SF protesters mark war anniversary

March 19, 2008 12:00:00 AM PDT
Protests are marking the fifth anniversary of the war in Iraq. The war has cost nearly 4,000 U.S. lives, including 53 Bay Area residents. And the price tag at this point is roughly around $500 billion dollars.

Hundreds of protesters are marching through the Financial District, causing traffic problems. One protest organizer said that at least a couple dozen people have been arrested. So far, the demonstrations have been peaceful.

Traffic has been a big issue with protests all day in San Francisco.

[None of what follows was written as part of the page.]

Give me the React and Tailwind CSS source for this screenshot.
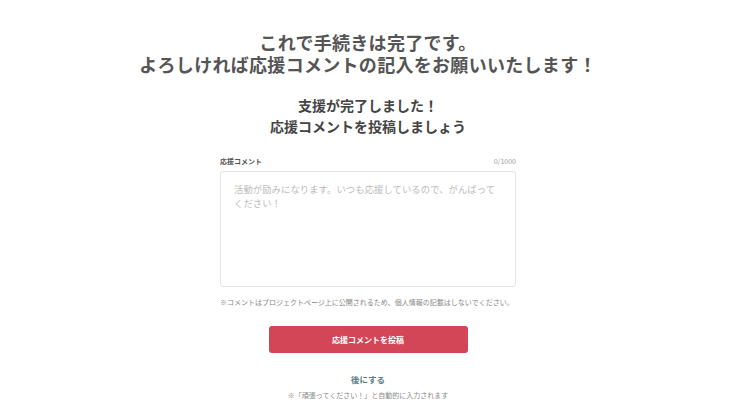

The intersection of Market and Third was briefly blocked in the morning by protesters.

Hundreds of people started early, marching the streets of San Francisco in protest.

"The message we want to send to the U.S. government is that people are not going to sit by in silence, and not let murder go on and let more lives be lost in Iraq," said Sarah Norr, Direct Action to Stop the War.

Demonstrators are also blocking entrances at some 20 offices across the city. This morning, the Federal Reserve Building was targeted and seven were arrested. Chevron's headquarters was also on the list; protestors had to be moved off company property by an army of police and several more people were arrested.

"We want to make a strong statement, that this has been going on for a really long time, troops keep dying, Iraqis keep dying -- we can stay here for a day, we can get arrested," said Jane Martin, protester.

The demonstrations are part of a day long attempt to disrupt the city. Extra officers were out in force and city firefighters are having to cut protesters out of chains; acts of non-violent civil disobedience that organizers hope will make a statement.

"If you break things or fight with the police it distracts that message. So we try to keep people focused on total non-violence", said Kevin Danaher, Global Exchange.

Muni is very concerned about the commute this evening. That is when there is expected to be a massive parade through the streets of San Francisco.